## Your instructions
Examine the material below. Gather every line in which the string "that" appears.

## Given data
** start **
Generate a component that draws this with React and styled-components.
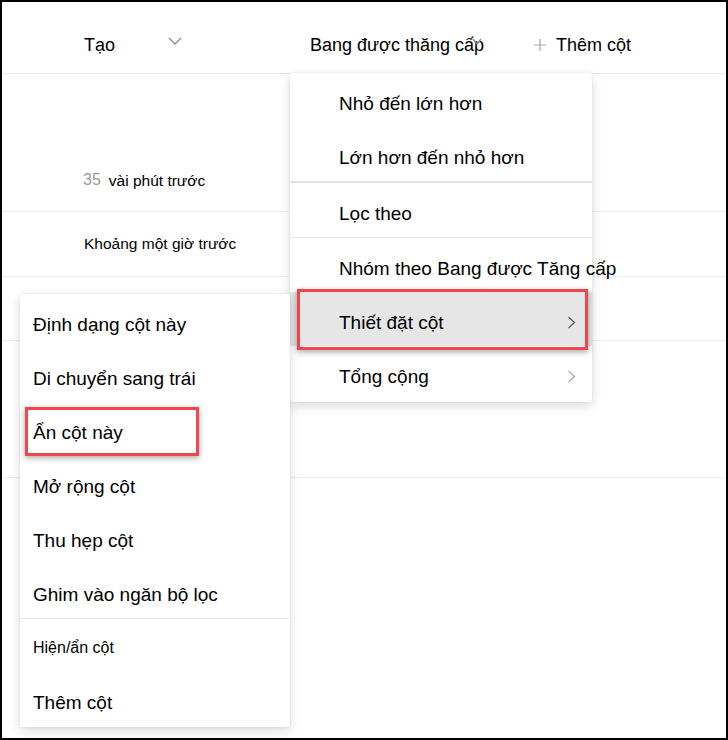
import styled, { createGlobalStyle } from "styled-components";

const GlobalStyle = createGlobalStyle`
  html, body {
    margin: 0;
    padding: 0;
    background: #fff;
  }
  body {
    font-family: "Liberation Sans", Arial, sans-serif;
    color: #000;
  }
`;

const Frame = styled.div`
  position: relative;
  width: 728px;
  height: 740px;
  box-sizing: border-box;
  border: 2px solid #000;
  overflow: hidden;
  background: #fff;
`;

const Header = styled.div`
  display: flex;
  align-items: center;
  box-sizing: border-box;
  height: 72px;
  padding: 15px 0 0 82px;
  border-bottom: 1px solid #e8e8e8;
  font-size: 18px;
`;

const HeaderCell = styled.div`
  display: flex;
  align-items: center;
  flex: none;
  width: ${(p) => p.$width}px;
`;

const HeaderLabel = styled.span`
  min-width: ${(p) => p.$minWidth || 0}px;
  white-space: nowrap;
`;

const Caret = styled.svg`
  flex: none;
  margin-left: ${(p) => p.$offset || 0}px;
  margin-bottom: 8px;
  color: #8c8c8c;
`;

const PlusIcon = styled.svg`
  flex: none;
  margin-right: 10px;
  color: #a6a6a6;
`;

const Row = styled.div`
  display: flex;
  align-items: ${(p) => p.$align || "center"};
  box-sizing: border-box;
  height: ${(p) => p.$h}px;
  padding: 0 0 ${(p) => p.$pb || 0}px 82px;
  border-bottom: 1px solid #efefef;
  font-size: 15.5px;
  line-height: 20px;
`;

const TimeText = styled.span`
  white-space: nowrap;
`;

const Count = styled.span`
  margin: 0 8px 0 -1px;
  font-size: 16px;
  color: #9b9b9b;
  position: relative;
  top: -1px;
`;

const Menu = styled.div`
  position: absolute;
  left: ${(p) => p.$x}px;
  top: ${(p) => p.$y}px;
  width: ${(p) => p.$w}px;
  padding-bottom: ${(p) => p.$pb || 0}px;
  background: #fff;
  border-radius: 2px;
  box-shadow: 0 4px 12px rgba(0, 0, 0, 0.14), 0 0 3px rgba(0, 0, 0, 0.08);
  z-index: ${(p) => p.$z || 1};
`;

const Item = styled.div`
  position: relative;
  display: flex;
  align-items: center;
  box-sizing: border-box;
  height: ${(p) => p.$h || 54}px;
  padding: ${(p) => p.$pt ?? 8}px 16px 0 ${(p) => p.$pl}px;
  font-size: ${(p) => p.$fs || 19}px;
  white-space: nowrap;
  background: ${(p) => (p.$active ? "#e6e6e6" : "transparent")};
`;

const Divider = styled.div`
  height: ${(p) => (p.$thick ? 2 : 1)}px;
  background: ${(p) => (p.$thick ? "#e2e2e2" : "#ebebeb")};
`;

const Chevron = styled.svg`
  flex: none;
  margin-left: auto;
  margin-bottom: 2px;
  color: ${(p) => (p.$muted ? "#a8a8a8" : "#555")};
`;

const Callout = styled.span`
  position: absolute;
  left: ${(p) => p.$l}px;
  top: ${(p) => p.$t}px;
  width: ${(p) => p.$w}px;
  height: ${(p) => p.$h}px;
  box-sizing: border-box;
  border: 3px solid #f1464c;
  box-shadow: 0 2px 6px rgba(0, 0, 0, 0.35);
  pointer-events: none;
`;

const DownCaret = ({ w = 14, h = 8, offset }) => (
  <Caret width={w} height={h} viewBox={`0 0 ${w} ${h}`} $offset={offset}>
    <polyline
      points={`1,1 ${w / 2},${h - 1} ${w - 1},1`}
      fill="none"
      stroke="currentColor"
      strokeWidth="1.3"
    />
  </Caret>
);

const RightChevron = ({ muted }) => (
  <Chevron width="9" height="13" viewBox="0 0 9 13" $muted={muted}>
    <polyline
      points="1.5,1 7.5,6.5 1.5,12"
      fill="none"
      stroke="currentColor"
      strokeWidth="1.2"
    />
  </Chevron>
);

const sortMenu = [
  { label: "Nhỏ đến lớn hơn" },
  { label: "Lớn hơn đến nhỏ hơn", divider: "thick" },
  { label: "Lọc theo", divider: "thin" },
  { label: "Nhóm theo Bang được Tăng cấp" },
  { label: "Thiết đặt cột", sub: true, active: true },
  { label: "Tổng cộng", sub: true, muted: true },
];

const columnMenu = [
  "Định dạng cột này",
  "Di chuyển sang trái",
  "Ẩn cột này",
  "Mở rộng cột",
  "Thu hẹp cột",
  "Ghim vào ngăn bộ lọc",
];

export default function App() {
  return (
    <>
      <GlobalStyle />
      <Frame>
        <Header>
          <HeaderCell $width={226}>
            <HeaderLabel $minWidth={84}>Tạo</HeaderLabel>
            <DownCaret />
          </HeaderCell>
          <HeaderCell $width={224}>
            <HeaderLabel>Bang được thăng cấp</HeaderLabel>
            <DownCaret w={10} h={7} offset={-12} />
          </HeaderCell>
          <HeaderCell $width={150}>
            <PlusIcon width="12" height="12" viewBox="0 0 12 12">
              <path d="M6 0v12M0 6h12" stroke="currentColor" strokeWidth="1.2" />
            </PlusIcon>
            <HeaderLabel>Thêm cột</HeaderLabel>
          </HeaderCell>
        </Header>

        <Row $h={138} $align="flex-end" $pb={20}>
          <TimeText>
            <Count>35</Count>
            vài phút trước
          </TimeText>
        </Row>
        <Row $h={65}>
          <TimeText>Khoảng một giờ trước</TimeText>
        </Row>
        <Row $h={64} />
        <Row $h={137} />

        <Menu $x={288} $y={71} $w={302} $pb={2} $z={2}>
          {sortMenu.map((it) => (
            <div key={it.label}>
              <Item $pl={49} $active={it.active}>
                {it.label}
                {it.sub && <RightChevron muted={it.muted} />}
                {it.active && <Callout $l={7} $t={-3} $w={291} $h={61} />}
              </Item>
              {it.divider && <Divider $thick={it.divider === "thick"} />}
            </div>
          ))}
        </Menu>

        <Menu $x={18} $y={292} $w={270} $pb={1} $z={3}>
          {columnMenu.map((label) => (
            <Item key={label} $pl={13}>
              {label}
              {label === "Ẩn cột này" && (
                <Callout $l={5} $t={5} $w={174} $h={49} />
              )}
            </Item>
          ))}
          <Divider />
          <Item $pl={13} $h={53} $pt={4} $fs={16}>
            Hiện/ẩn cột
          </Item>
          <Item $pl={13}>Thêm cột</Item>
        </Menu>
      </Frame>
    </>
  );
}
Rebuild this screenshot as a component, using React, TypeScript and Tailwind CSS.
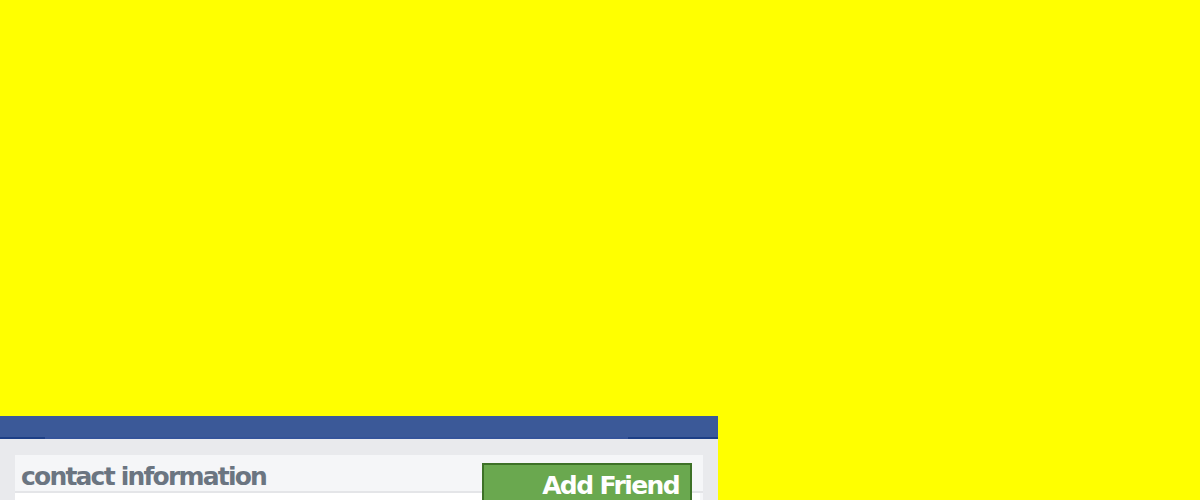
export default function App() {
  return (
    <div className="w-[1200px] h-[500px] bg-[#ffff00] overflow-hidden flex flex-col" style={{ fontFamily: '"DejaVu Sans", Verdana, sans-serif' }}>
      <div className="h-[416px] shrink-0" />
      <div className="w-[718px] flex flex-col shrink-0">
        <div className="h-[21px] bg-[#3b5998]" />
        <div className="h-[2px] flex">
          <div className="w-[45px] bg-[#1d3f86]" />
          <div className="flex-1 bg-[#35549a]" />
          <div className="w-[90px] bg-[#1d3f86]" />
        </div>
        <div className="bg-[#e9eaed] px-[15px] pt-[16px] h-[200px]">
          <div className="relative bg-[#f5f6f8]">
            <div className="h-[36px] flex items-start pl-[6px] pt-[9px]">
              <span className="text-[25px] font-bold text-[#6b7581] leading-none tracking-[-1.8px]">contact information</span>
            </div>
            <div className="h-[2px] bg-[#e4e5e8]" />
            <div className="h-[100px] bg-white mr-[3px]" />
            <div className="absolute left-[467px] top-[8px] w-[210px] h-[60px] bg-[#6aa84f] border-2 border-[#3d7127] flex justify-end items-start pr-[11px] pt-[8px]">
              <span className="text-[25px] font-bold text-white leading-none tracking-[-1.6px]">Add Friend</span>
            </div>
          </div>
        </div>
      </div>
    </div>
  );
}
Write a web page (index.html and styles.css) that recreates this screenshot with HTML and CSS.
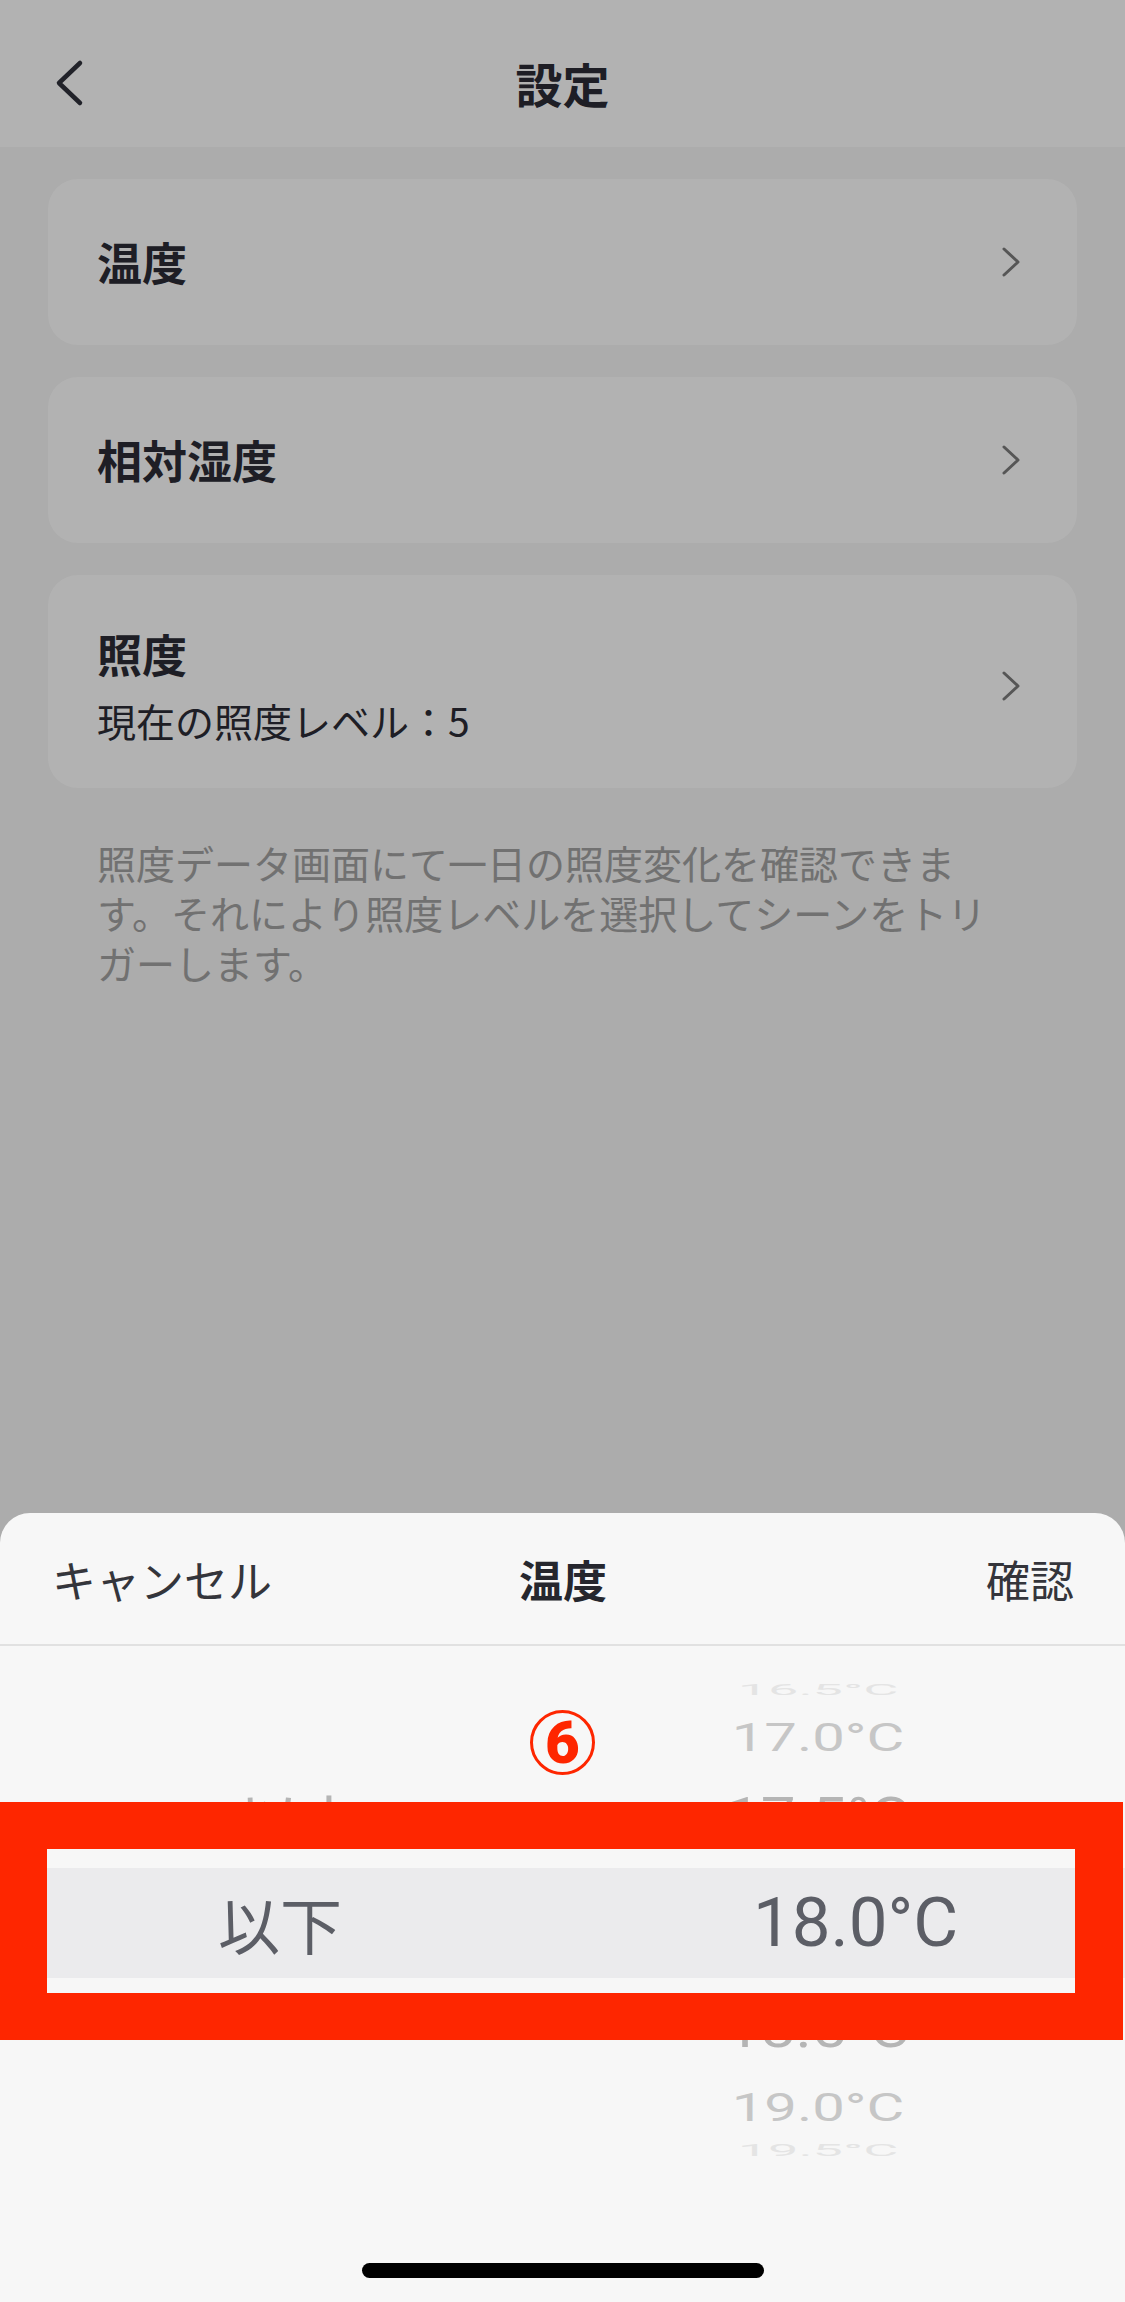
** end **
## Result for this task
Generate a component that draws this with React and styled-components.
Write a web page (index.html and styles.css) that recreates this screenshot with HTML and CSS.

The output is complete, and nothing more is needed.